## What to work on
Below is a listing. Gather each line of it that contains "index".

──────── Recorded data ────────

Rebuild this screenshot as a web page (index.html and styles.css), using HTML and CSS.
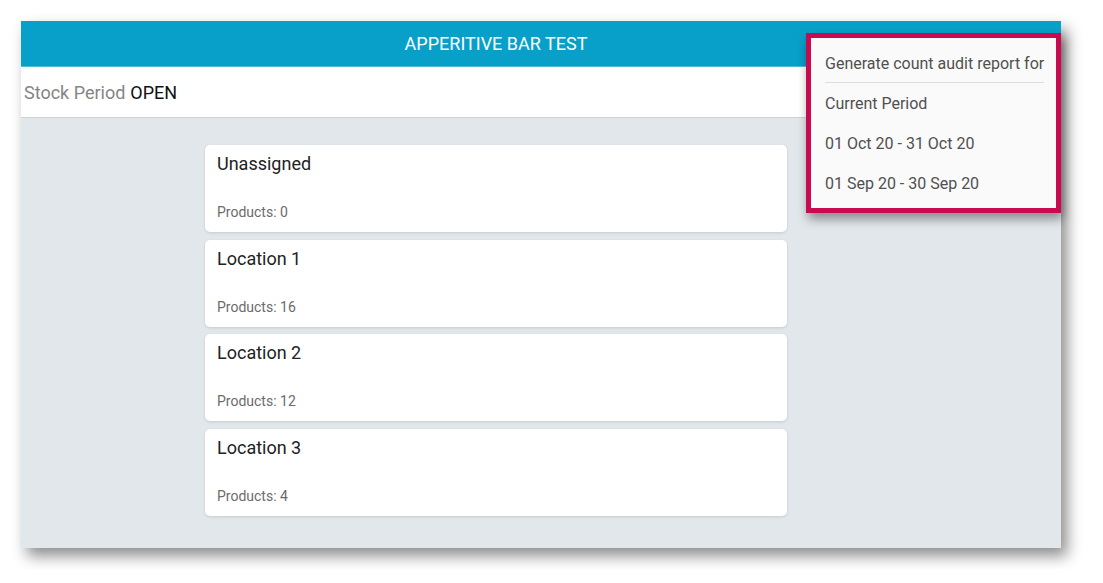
FILE: index.html
```html
<!DOCTYPE html>
<html lang="en">
<head>
<meta charset="UTF-8">
<meta name="viewport" content="width=device-width, initial-scale=1.0">
<title>Apperitive Bar Test</title>
<link rel="stylesheet" href="styles.css">
</head>
<body>
<div class="app">
<header class="topbar">
<h1>APPERITIVE BAR TEST</h1>
<div class="topbar-actions"></div>
</header>
<div class="period-bar">
<span class="period-label">Stock Period</span> <span class="period-state">OPEN</span>
</div>
<main class="content">
<div class="locations">
<div class="location-card">
<h2>Unassigned</h2>
<p>Products: 0</p>
</div>
<div class="location-card">
<h2>Location 1</h2>
<p>Products: 16</p>
</div>
<div class="location-card">
<h2>Location 2</h2>
<p>Products: 12</p>
</div>
<div class="location-card">
<h2>Location 3</h2>
<p>Products: 4</p>
</div>
</div>
<div class="side-space"></div>
</main>

<div class="report-menu">
<div class="menu-title">Generate count audit report for</div>
<div class="menu-item">Current Period</div>
<div class="menu-item">01 Oct 20 - 31 Oct 20</div>
<div class="menu-item">01 Sep 20 - 30 Sep 20</div>
</div>
</div>
</body>
</html>
```

FILE: styles.css
```css
body {
font-family: Roboto, "Liberation Sans", sans-serif;
margin: 0;
padding: 21px;
background-color: #fff;
}

.app {
position: relative;
width: 1040px;
height: 527px;
background-color: #e2e7eb;
box-shadow: 6px 8px 14px rgba(0, 0, 0, 0.45);
display: flex;
flex-direction: column;
}

.topbar {
display: flex;
align-items: center;
height: 45px;
background-color: #08a0c9;
border-bottom: 1px solid #4fbcd9;
}

.topbar h1 {
flex: 1;
margin: 0;
text-align: center;
color: #fff;
font-size: 18px;
font-weight: 400;
}

.topbar-actions {
width: 90px;
}

.period-bar {
height: 50px;
display: flex;
align-items: center;
padding-left: 3px;
background-color: #fff;
border-bottom: 1px solid #cfd3d6;
font-size: 18px;
}

.period-label {
color: #858585;
margin-right: 5px;
}

.period-state {
color: #111;
}

.content {
flex: 1;
display: flex;
padding-top: 27px;
}

.locations {
flex: 1;
display: flex;
flex-direction: column;
align-items: center;
gap: 7.7px;
}

.side-space {
width: 90px;
}

.location-card {
width: 582px;
height: 87px;
box-sizing: border-box;
padding: 8px 12px 12px;
background-color: #fff;
border-radius: 5px;
box-shadow: 0 1px 3px rgba(0, 0, 0, 0.12);
display: flex;
flex-direction: column;
justify-content: space-between;
}

.location-card h2 {
margin: 0;
font-size: 18px;
font-weight: 400;
color: #222;
}

.location-card p {
margin: 0;
font-size: 14px;
color: #6b6b6b;
}

.report-menu {
position: absolute;
top: 12px;
right: 0;
width: 219px;
padding: 8px 12px 4px 14px;
background-color: #fafafa;
border: 5px solid #c90a50;
box-shadow: 2px 6px 10px rgba(0, 0, 0, 0.4);
color: #505050;
font-size: 16px;
white-space: nowrap;
}

.menu-title {
line-height: 36px;
border-bottom: 1px solid #dedede;
margin-bottom: 1px;
}

.menu-item {
line-height: 40px;
}
```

────────

## Complete output
Rebuild this screenshot as a web page (index.html and styles.css), using HTML and CSS.
FILE: index.html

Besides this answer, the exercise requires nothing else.